Developed by Aizenberg’s team, the new surface coating — Slippery Liquid-Infused Porous Surfaces (SLIPS) — is made from rough nanoporous tungsten oxide. It is the most durable anti-fouling and anti-corrosive material to date, capable of repelling any kind of liquid even after sustaining intense structural abuse, according to the varsity.
“So far, these two concepts — mechanical durability and anti-fouling — were at odds with each other. We need surfaces to be textured and porous to impart fouling resistance but rough nanostructured coatings are intrinsically weaker than their bulk analogs.
“This research shows that careful surface engineering allows the design of a material capable of performing multiple, even conflicting, functions, without performance degradation,” Aizenberg said.

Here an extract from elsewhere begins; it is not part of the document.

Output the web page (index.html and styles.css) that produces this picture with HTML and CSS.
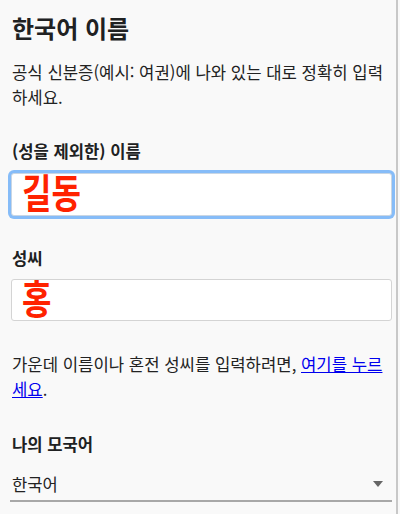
FILE: index.html
```html
<!DOCTYPE html>
<html lang="ko">
<head>
<meta charset="utf-8">
<title>한국어 이름</title>
<link rel="stylesheet" href="styles.css">
</head>
<body>
<div class="page">
  <h1 class="title">한국어 이름</h1>
  <p class="desc">공식 신분증(예시: 여권)에 나와 있는 대로 정확히 입력하세요.</p>

  <div class="field">
    <div class="label">(성을 제외한) 이름</div>
    <div class="control focused"><span class="value">길동</span></div>
  </div>

  <div class="field field-second">
    <div class="label">성씨</div>
    <div class="control"><span class="value">홍</span></div>
  </div>

  <p class="desc hint">가운데 이름이나 혼전 성씨를 입력하려면, <a href="#" class="link">여기를 누르세요</a>.</p>

  <div class="field field-lang">
    <div class="label">나의 모국어</div>
    <div class="select">
      <span class="select-value">한국어</span>
      <span class="arrow"></span>
    </div>
  </div>
</div>
<div class="scrollbar"></div>
</body>
</html>
```
FILE: styles.css
```css
html, body {
  margin: 0;
  padding: 0;
  background: #f9f9f9;
}
body {
  width: 400px;
  height: 514px;
  overflow: hidden;
  position: relative;
  font-family: "Noto Sans CJK KR", "Noto Sans", sans-serif;
  color: #222;
}
.page {
  padding: 0 8px 0 10px;
}
.title {
  margin: 12px 0 0 2px;
  font-size: 24px;
  line-height: 32px;
  font-weight: 700;
  color: #202122;
}
.desc {
  margin: 16px 0 0 2px;
  font-size: 16.7px;
  line-height: 25px;
}
.field {
  margin-top: 29px;
}
.field-second {
  margin-top: 30px;
}
.label {
  margin-left: 2px;
  font-size: 16.6px;
  line-height: 24px;
  font-weight: 700;
  color: #202122;
}
.control {
  margin-top: 10px;
  margin-left: 1px;
  height: 43px;
  box-sizing: border-box;
  background: #fff;
  border: 1px solid #d4d4d4;
  border-radius: 3px;
  padding: 0 0 0 10px;
  overflow: visible;
}
.focused {
  box-shadow: 0 0 0 3px #86bcf8;
  border-color: #c9d6e4;
}
.field-second .control {
  margin-top: 9px;
  height: 42px;
}
.value {
  display: inline-block;
  font-size: 40px;
  line-height: 40px;
  font-weight: 700;
  color: #ff2200;
  margin-top: -3px;
  transform: scaleX(0.8);
  transform-origin: left center;
}
.hint {
  margin-top: 31px;
}
.link {
  color: #0000ee;
  text-decoration: underline;
}
.field-lang {
  margin-top: 30px;
}
.select {
  margin-top: 8px;
  display: flex;
  align-items: center;
  justify-content: space-between;
  height: 38px;
  box-sizing: border-box;
  border-bottom: 2px solid #a8a8a8;
  padding: 3px 9px 0 2px;
}
.select-value {
  font-size: 16.6px;
  color: #222;
}
.arrow {
  width: 0;
  height: 0;
  border-left: 5px solid transparent;
  border-right: 5px solid transparent;
  border-top: 6px solid #666;
}
.scrollbar {
  position: absolute;
  top: 0;
  right: 2px;
  width: 2px;
  height: 514px;
  background: #c8c8c8;
}
```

According to Alexander B. Tesler, former post doctoral fellow at SEAS, “island-like morphology” combined with “the inherent durability and roughness of the tungsten oxide” allows the surface “to keep its repellent properties in highly abrasive applications, which was impossible until now”.
While various grades of steel have been developed over the past 50 years, steel surfaces have remained largely unchanged — and unimproved.
Electrochemical deposition is already a widely used technique in steel manufacturing, according to Aizenberg.
“I don’t want to create another line that would cost millions and millions of dollars and that no one would adopt,” Aizenberg said. The goal, she said, is to be scalable but not disruptive to current industry practices.
The new SLIPS-enhanced steel has been described in the journal Nature Communications.